# Predicting Customer Churn Using Machine Learning

This project explores the use of machine learning models—Logistic Regression and Random Forest—to predict customer churn based on demographic and usage patterns. By developing and evaluating predictive models, we aim to understand key factors contributing to customer churn and compare the effectiveness of different algorithms.

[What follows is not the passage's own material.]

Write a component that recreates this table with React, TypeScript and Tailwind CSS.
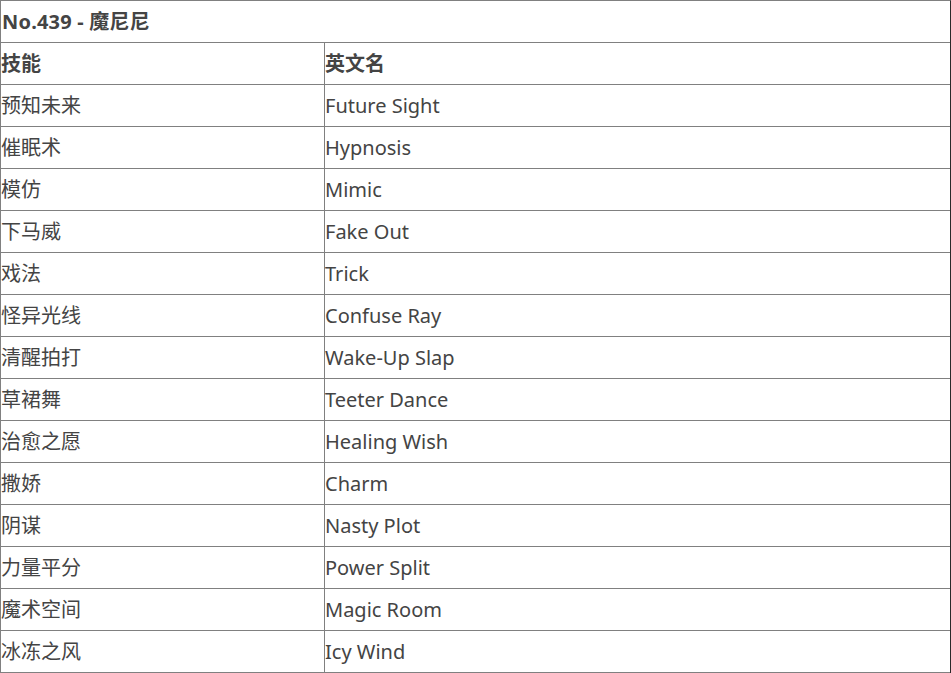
import React from "react";

const moves: [string, string][] = [
  ["预知未来", "Future Sight"],
  ["催眠术", "Hypnosis"],
  ["模仿", "Mimic"],
  ["下马威", "Fake Out"],
  ["戏法", "Trick"],
  ["怪异光线", "Confuse Ray"],
  ["清醒拍打", "Wake-Up Slap"],
  ["草裙舞", "Teeter Dance"],
  ["治愈之愿", "Healing Wish"],
  ["撒娇", "Charm"],
  ["阴谋", "Nasty Plot"],
  ["力量平分", "Power Split"],
  ["魔术空间", "Magic Room"],
  ["冰冻之风", "Icy Wind"],
];

const App = () => {
  return (
    <div
      className="w-[951px] bg-white text-[#444] text-[20px] leading-[41px]"
      style={{ fontFamily: '"Noto Sans", "Noto Sans CJK SC", sans-serif' }}
    >
      <div className="border-t border-l border-r border-t-[#808080] border-l-[#808080] border-r-[#2a2a2a]">
        <div className="h-[42px] border-b border-[#808080] font-bold pl-px tracking-[0.2px]">No.439 - 魔尼尼</div>
        <div className="flex h-[42px] border-b border-[#808080] font-bold">
          <div className="w-[324px] border-r border-[#808080]">技能</div>
          <div className="flex-1">英文名</div>
        </div>
        {moves.map(([cn, en]) => (
          <div key={en} className="flex h-[42px] border-b border-[#808080]">
            <div className="w-[324px] border-r border-[#808080]">{cn}</div>
            <div className="flex-1">{en}</div>
          </div>
        ))}
      </div>
    </div>
  );
};

export default App;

This analysis was completed as part of a **DataCamp project**, adapted and extended for personal skill development in **classification modeling, feature engineering, and model evaluation techniques** relevant to health-related predictive modeling.

**Key Skills Applied:**
- Data preprocessing and feature scaling
- One-hot encoding of categorical variables
- Classification modeling with Logistic Regression and Random Forest
- Model evaluation using classification reports, confusion matrices, and accuracy metrics

**Objective:** To develop a machine learning pipeline for predicting binary outcomes (churn vs. no churn), with workflows analogous to real-world health event prediction.

In [None]:
import pandas as pd
from sklearn.preprocessing import StandardScaler, OneHotEncoder 
from sklearn.model_selection import train_test_split
from sklearn.linear_model import LogisticRegression
from sklearn.ensemble import RandomForestClassifier
from sklearn.metrics import classification_report, confusion_matrix

## Data Loading and Merging
We load two datasets containing customer demographic and usage information, and merge them to form a comprehensive dataset.

In [None]:
# Load datasets
telecom_demographics = pd.read_csv('telecom_demographics.csv')  
telecom_usage = pd.read_csv('telecom_usage.csv')  

# Merge on 'customer_id'
churn_df = pd.merge(telecom_demographics, telecom_usage, on='customer_id')

# Churn proportion
churn_proportion = churn_df['churn'].mean()  
print(f"Proportion of customers who have churned: {churn_proportion:.4f}")

## Data Preprocessing
Categorical variables are one-hot encoded, and numerical features are scaled for model readiness.

In [None]:
# Identify categorical columns
categorical_vars = churn_df.select_dtypes(include=['object']).columns.tolist()

# One-hot encode
encoder = OneHotEncoder(drop='first', sparse=False)
encoded_vars = encoder.fit_transform(churn_df[categorical_vars])
encoded_df = pd.DataFrame(encoded_vars, columns=encoder.get_feature_names_out(categorical_vars))

# Merge encoded and drop originals
churn_df = churn_df.drop(categorical_vars, axis=1)
churn_df = pd.concat([churn_df, encoded_df], axis=1)

# Scale features
scaler = StandardScaler()
target = churn_df['churn']
features = churn_df.drop(['customer_id', 'churn'], axis=1)
features_scaled = scaler.fit_transform(features)

## Train-Test Split
We split the data into training and testing sets to evaluate model performance.

In [None]:
X_train, X_test, y_train, y_test = train_test_split(features_scaled, target, test_size=0.2, random_state=42)

## Model Training
Two classification models are trained: Logistic Regression and Random Forest.

In [None]:
# Logistic Regression
logreg = LogisticRegression(random_state=42)
logreg.fit(X_train, y_train)
logreg_pred = logreg.predict(X_test)

# Random Forest
rf = RandomForestClassifier(random_state=42)
rf.fit(X_train, y_train)
rf_pred = rf.predict(X_test)

## Model Evaluation
We assess model performance using classification reports, confusion matrices, and accuracy scores.

In [None]:
# Logistic Regression Evaluation
print("Logistic Regression Report:")
print(classification_report(y_test, logreg_pred))
print("Confusion Matrix:")
print(confusion_matrix(y_test, logreg_pred))

# Random Forest Evaluation
print("\nRandom Forest Report:")
print(classification_report(y_test, rf_pred))
print("Confusion Matrix:")
print(confusion_matrix(y_test, rf_pred))

# Accuracy comparison
logreg_accuracy = (logreg_pred == y_test).mean()
rf_accuracy = (rf_pred == y_test).mean()

print(f"\nLogistic Regression Accuracy: {logreg_accuracy:.4f}")
print(f"Random Forest Accuracy: {rf_accuracy:.4f}")

higher_accuracy = "Logistic Regression" if logreg_accuracy > rf_accuracy else "Random Forest"
print("Model with higher accuracy:", higher_accuracy)


## Conclusion
Both models were able to predict customer churn with reasonable accuracy. The better-performing model was identified based on accuracy and classification metrics.

**Next Steps:**  
- Tune hyperparameters for improved performance.  
- Evaluate model fairness across subgroups.  
- Explore explainability tools for actionable insights.